Our tour in Machu Picchu lasted about 3 hours. We were split up into two groups after we got off the bus, with the Spanish-speakers being led off by one tour-guide, and the English-speakers being led by another tour guide. We started with a long, steep hike up to what is called the guard house (this involved climbing up many, many steps). From this vantage point, you can see the whole of Machu Picchu. We then walked down to Machu Picchu, and ended our tour at the lower levels near the bus stop.
A few things to remember if you visit Machu Picchu. We were told to use the restrooms on the train because there are supposedly no clean restrooms beyond that point. That is not entirely true. The Machu Picchu station in Aguas Calientes has clean restrooms. Right next to the bus stop at Machu Picchu is the Machu Picchu Sanctuary Lodge (a luxury hotel run by the Orient Express group). This hotel has restrooms thought they may not appreciate the general public trouping through their property just to use the restrooms. It is true that here are no restrooms once you start your tour of Machu Picchu though.
The place has a lot of steps that you have to climb up and down. Wear comfortable shoes that you are prepared to spend several hours in, walking around. An entry ticket to Machu Picchu usually covers 3 consecutive days. So, if you have the time in your travels, stay in Aguas Calientes, and visit Machu Picchu multiple times. The site certainly takes more than 3 hours to take in fully, so you will appreciate the chance to spend more time there. My main regret on this trip is the short time I had to spend in Machu Picchu. You do have to buy bus tickets back and forth between Aguas Calientes and Machu Picchu for every visit (or you can hike it up and down, if you are physically up to it. Better still, if you can afford it, stay in the Machu Picchu Sanctuary Lodge, and you can walk through Machu Picchu any time you fancy!).

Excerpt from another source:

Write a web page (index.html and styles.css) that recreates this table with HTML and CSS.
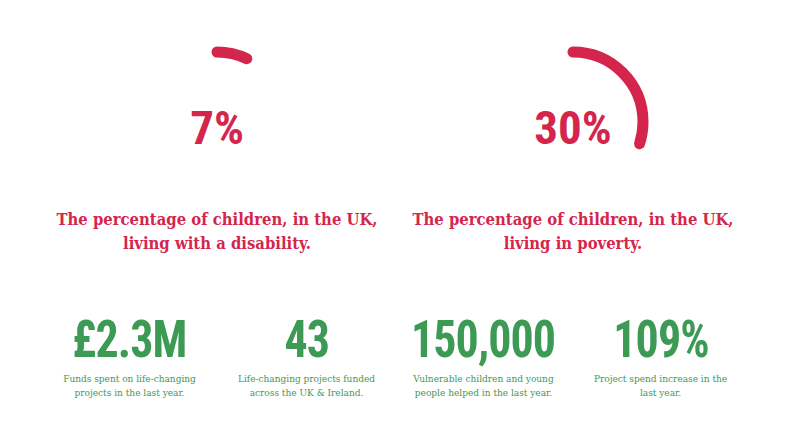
FILE: index.html
```html
<!DOCTYPE html>
<html lang="en">
<head>
<meta charset="utf-8">
<title>Impact</title>
<link rel="stylesheet" href="styles.css">
</head>
<body>
<main class="wrap">
  <section class="charts">
    <div class="chart">
      <div class="ring">
        <svg class="ring-svg" width="160" height="160" viewBox="0 0 160 160">
          <circle cx="80" cy="80" r="70" fill="none" stroke="#d4264c" stroke-width="11" stroke-linecap="round" stroke-dasharray="30.8 440" transform="rotate(-90 80 80)"/>
        </svg>
        <span class="ring-label">7%</span>
      </div>
      <p class="caption">The percentage of children, in the UK, living with a disability.</p>
    </div>
    <div class="chart">
      <div class="ring">
        <svg class="ring-svg" width="160" height="160" viewBox="0 0 160 160">
          <circle cx="80" cy="80" r="70" fill="none" stroke="#d4264c" stroke-width="11" stroke-linecap="round" stroke-dasharray="131.9 440" transform="rotate(-90 80 80)"/>
        </svg>
        <span class="ring-label">30%</span>
      </div>
      <p class="caption">The percentage of children, in the UK, living in poverty.</p>
    </div>
  </section>
  <section class="stats">
    <div class="stat">
      <div class="stat-num"><span class="num">£2.3M</span></div>
      <p class="stat-desc">Funds spent on life-changing projects in the last year.</p>
    </div>
    <div class="stat">
      <div class="stat-num"><span class="num">43</span></div>
      <p class="stat-desc">Life-changing projects funded across the UK &amp; Ireland.</p>
    </div>
    <div class="stat">
      <div class="stat-num"><span class="num">150,000</span></div>
      <p class="stat-desc">Vulnerable children and young people helped in the last year.</p>
    </div>
    <div class="stat">
      <div class="stat-num"><span class="num">109%</span></div>
      <p class="stat-desc">Project spend increase in the last year.</p>
    </div>
  </section>
</main>
</body>
</html>
```
FILE: styles.css
```css
html, body {
  margin: 0;
  padding: 0;
  background: #ffffff;
}
body {
  font-family: "DejaVu Serif Condensed", "DejaVu Serif", serif;
}
.wrap {
  width: 708px;
  margin-left: 41px;
  padding-top: 42px;
}
.charts {
  display: grid;
  grid-template-columns: 352px 352px;
  gap: 4px;
}
.chart {
  display: flex;
  flex-direction: column;
  align-items: center;
}
.ring {
  position: relative;
  width: 160px;
  height: 160px;
}
.ring-svg {
  display: block;
}
.ring-label {
  position: absolute;
  left: 0;
  right: 0;
  top: 61px;
  text-align: center;
  font-family: "Roboto Condensed", "DejaVu Sans Condensed", sans-serif;
  font-weight: 700;
  font-size: 47px;
  line-height: 50px;
  color: #d4264c;
}
.caption {
  margin: 6px 0 0;
  width: 345px;
  text-align: center;
  color: #d4264c;
  font-weight: 700;
  font-size: 16.5px;
  line-height: 24px;
}
.stats {
  display: grid;
  grid-template-columns: repeat(4, 177px);
  margin-top: 59px;
}
.stat {
  display: flex;
  flex-direction: column;
  align-items: center;
  text-align: center;
}
.stat-num {
  font-family: "Roboto Condensed", "DejaVu Sans Condensed", sans-serif;
  font-weight: 700;
  font-size: 51px;
  line-height: 50px;
  color: #3c9a55;
  white-space: nowrap;
}
.num {
  display: inline-block;
  letter-spacing: -1px;
  transform: scaleX(0.9);
}
.stat-desc {
  margin: 7px 0 0;
  width: 150px;
  color: #3c9a55;
  font-size: 10px;
  line-height: 14px;
}
```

The place is very photogenic because it is quite compact, and the surrounding mountains give you a good aerial view of the entire Machu Picchu complex. The mountains themselves are also covered in greenery rather than being dry and brown. So, take a good camera with lots of batteries and enjoy it all!
By the way, even though the site is called Machu Picchu, nobody knows exactly what it was called when the Incas built it and inhabited it. Machu Picchu is actually the name of the high mountain on one side of the site (literally, it means "old mountain"). Huanya Picchu (which literally means "young mountain") is the name of the shorter mountain on the other side of the site (most frequently seen in popular pictures of Machu Picchu). The name of the site was just chosen to be the same as that of the higher mountain perhaps because the discoverer of the site, Hiram Bingham, could not come up with any other name! The name is not very appropriate for the site since the site is not actually a mountain (and Picchu means mountain in Quechua).
Anyways, here are some photographs from Machu Picchu for you to enjoy!
View of the Temple of The Three Windows from below.At the end of our tour, we were asked to take the first bus that had room for us down to Aguas Calientes, have lunch if time permitted, and then catch our train back to Ollantaytambo. The long and short of it is that we did not have time for lunch. We barely had time to get back to the train station to get on our train.
And the train ride back was not as comfortable as the other direction because we got the last seats in the compartment. What is wrong with the last seats in the compartment? Well, to fit these last seats into the compartment, Peru Rail had to compromise on leg room by making them rear-facing so that passengers in these seats share the same leg room as the forward-facing passengers sitting in the seat opposite to them. Why they felt compelled to do something that cheap when people pay quite a lot to travel on these trains, I have no idea (think about it, these trains cost $51 for just 43 km of travel, so it is well over $1 per km, which makes these train trips some of the most expensive I have ever been on!).
But, at least, the snack helped dull the pangs of our hunger. The train once again took 2 hours and 10 minutes to get back to Ollantaytambo. Our driver picked us up outside the station there, and drove us back to Cusco in about an hour and 25 minutes. We reached Cusco at about 7:15 PM.
We asked our driver to take us directly to the pizza restaurant, Pizza Verona. That is when we found out that we did not know the real name of the pizza place, as explained in this post! When we asked the driver to take us to Pizzas A La Lena, he explained to us that that could not be the name of the restaurant. He offered to take us to one of many restaurants like that, but I managed to give him some landmarks so that he could get us close enough to the one we wanted, and we found our way to Pizza Verona from there. We had had enough adventure for the day, so after dinner, we went back to our hotel room, prepared for our long trip to Puno, scheduled for the next day, and went to bed.